Exercise brief:
Extract each line of the records below that contains the word "this".

>> begin

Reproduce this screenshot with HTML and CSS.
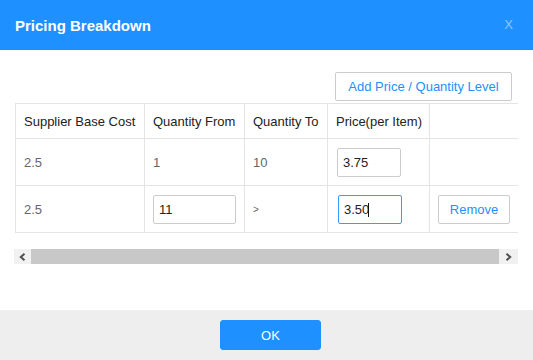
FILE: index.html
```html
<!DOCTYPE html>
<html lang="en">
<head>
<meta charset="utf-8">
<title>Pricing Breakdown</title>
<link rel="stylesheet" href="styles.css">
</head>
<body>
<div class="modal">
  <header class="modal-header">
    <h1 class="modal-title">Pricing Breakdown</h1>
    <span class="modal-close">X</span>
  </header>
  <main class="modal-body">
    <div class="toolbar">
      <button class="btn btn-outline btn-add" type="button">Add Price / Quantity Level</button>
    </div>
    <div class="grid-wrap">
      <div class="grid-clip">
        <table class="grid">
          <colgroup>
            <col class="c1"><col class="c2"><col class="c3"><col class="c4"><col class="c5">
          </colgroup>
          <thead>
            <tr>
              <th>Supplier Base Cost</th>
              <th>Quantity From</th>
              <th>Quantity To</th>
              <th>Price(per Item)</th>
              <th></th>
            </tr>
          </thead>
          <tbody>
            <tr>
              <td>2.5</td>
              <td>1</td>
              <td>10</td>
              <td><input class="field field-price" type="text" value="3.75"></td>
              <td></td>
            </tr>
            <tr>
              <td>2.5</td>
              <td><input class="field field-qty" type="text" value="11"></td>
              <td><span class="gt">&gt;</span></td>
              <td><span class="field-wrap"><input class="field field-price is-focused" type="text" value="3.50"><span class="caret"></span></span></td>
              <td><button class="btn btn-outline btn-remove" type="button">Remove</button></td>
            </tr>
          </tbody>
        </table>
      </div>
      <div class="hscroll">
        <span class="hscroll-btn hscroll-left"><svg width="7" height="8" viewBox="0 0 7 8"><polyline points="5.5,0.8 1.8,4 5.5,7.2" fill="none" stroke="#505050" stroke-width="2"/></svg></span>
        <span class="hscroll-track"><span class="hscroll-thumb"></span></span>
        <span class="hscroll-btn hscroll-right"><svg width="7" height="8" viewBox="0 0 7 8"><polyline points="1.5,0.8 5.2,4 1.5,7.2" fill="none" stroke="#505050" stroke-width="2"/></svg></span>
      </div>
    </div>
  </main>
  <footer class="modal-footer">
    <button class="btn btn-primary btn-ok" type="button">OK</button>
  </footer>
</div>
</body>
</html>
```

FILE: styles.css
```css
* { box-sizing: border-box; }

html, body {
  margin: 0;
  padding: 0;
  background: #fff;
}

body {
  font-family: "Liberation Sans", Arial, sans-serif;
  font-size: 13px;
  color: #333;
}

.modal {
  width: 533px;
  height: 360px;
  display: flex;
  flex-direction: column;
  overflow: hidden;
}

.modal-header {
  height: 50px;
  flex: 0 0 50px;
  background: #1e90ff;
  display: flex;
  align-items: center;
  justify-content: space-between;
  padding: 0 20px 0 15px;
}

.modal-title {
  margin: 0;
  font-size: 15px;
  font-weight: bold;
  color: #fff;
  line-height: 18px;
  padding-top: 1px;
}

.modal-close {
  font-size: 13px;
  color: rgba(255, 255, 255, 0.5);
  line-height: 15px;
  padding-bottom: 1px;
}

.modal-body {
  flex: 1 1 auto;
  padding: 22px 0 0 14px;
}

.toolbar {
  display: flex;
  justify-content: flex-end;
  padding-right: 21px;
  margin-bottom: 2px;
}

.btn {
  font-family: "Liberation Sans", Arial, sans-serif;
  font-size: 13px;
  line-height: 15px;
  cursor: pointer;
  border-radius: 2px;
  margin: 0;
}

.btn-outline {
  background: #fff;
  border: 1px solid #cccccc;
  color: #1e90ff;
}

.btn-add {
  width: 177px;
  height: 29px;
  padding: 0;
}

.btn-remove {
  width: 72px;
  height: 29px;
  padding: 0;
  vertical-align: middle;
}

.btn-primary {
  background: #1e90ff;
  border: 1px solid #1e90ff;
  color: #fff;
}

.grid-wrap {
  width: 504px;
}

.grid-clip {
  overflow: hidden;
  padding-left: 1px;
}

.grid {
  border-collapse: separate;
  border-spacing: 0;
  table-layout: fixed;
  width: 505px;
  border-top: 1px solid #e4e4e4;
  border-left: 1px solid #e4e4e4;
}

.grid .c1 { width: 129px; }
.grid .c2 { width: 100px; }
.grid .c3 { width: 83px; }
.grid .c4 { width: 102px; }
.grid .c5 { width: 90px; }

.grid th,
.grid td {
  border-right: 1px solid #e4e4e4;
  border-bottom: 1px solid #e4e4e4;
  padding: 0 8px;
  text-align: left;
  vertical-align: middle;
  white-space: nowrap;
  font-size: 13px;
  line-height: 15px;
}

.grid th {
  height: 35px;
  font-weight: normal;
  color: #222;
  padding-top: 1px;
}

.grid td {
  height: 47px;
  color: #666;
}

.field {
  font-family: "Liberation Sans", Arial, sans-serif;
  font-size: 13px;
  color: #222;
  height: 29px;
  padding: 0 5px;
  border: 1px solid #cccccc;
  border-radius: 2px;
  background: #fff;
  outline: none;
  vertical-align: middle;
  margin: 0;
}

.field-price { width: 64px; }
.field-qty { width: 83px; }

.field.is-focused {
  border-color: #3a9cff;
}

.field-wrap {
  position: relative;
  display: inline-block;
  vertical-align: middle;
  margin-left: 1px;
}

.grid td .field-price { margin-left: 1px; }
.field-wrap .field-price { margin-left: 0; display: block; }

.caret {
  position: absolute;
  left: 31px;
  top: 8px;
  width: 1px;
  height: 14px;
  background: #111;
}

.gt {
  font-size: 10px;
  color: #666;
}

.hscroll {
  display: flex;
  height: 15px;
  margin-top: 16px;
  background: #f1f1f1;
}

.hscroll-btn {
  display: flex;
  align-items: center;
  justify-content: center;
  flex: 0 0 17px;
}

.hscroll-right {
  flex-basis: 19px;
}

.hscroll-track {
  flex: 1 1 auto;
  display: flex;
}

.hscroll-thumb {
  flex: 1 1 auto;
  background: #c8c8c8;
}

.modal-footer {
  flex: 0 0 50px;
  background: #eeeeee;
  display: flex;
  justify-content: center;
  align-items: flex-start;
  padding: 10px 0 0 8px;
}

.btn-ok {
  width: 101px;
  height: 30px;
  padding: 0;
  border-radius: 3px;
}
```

>> end
>> begin

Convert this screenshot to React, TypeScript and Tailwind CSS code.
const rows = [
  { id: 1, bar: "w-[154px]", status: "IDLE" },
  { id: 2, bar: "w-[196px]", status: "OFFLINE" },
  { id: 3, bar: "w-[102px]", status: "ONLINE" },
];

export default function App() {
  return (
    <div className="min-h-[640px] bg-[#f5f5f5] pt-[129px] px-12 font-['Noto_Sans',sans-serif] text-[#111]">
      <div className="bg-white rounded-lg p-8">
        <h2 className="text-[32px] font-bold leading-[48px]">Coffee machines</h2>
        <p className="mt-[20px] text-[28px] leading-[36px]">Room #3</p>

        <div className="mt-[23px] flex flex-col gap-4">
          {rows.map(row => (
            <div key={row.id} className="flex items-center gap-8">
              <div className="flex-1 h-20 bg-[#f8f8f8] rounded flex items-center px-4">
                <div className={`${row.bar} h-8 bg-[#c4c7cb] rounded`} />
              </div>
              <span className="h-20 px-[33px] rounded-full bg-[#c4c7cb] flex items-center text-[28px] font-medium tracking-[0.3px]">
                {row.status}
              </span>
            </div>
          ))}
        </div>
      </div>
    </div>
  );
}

>> end

Exercise result:
Reproduce this screenshot with HTML and CSS.
Convert this screenshot to React, TypeScript and Tailwind CSS code.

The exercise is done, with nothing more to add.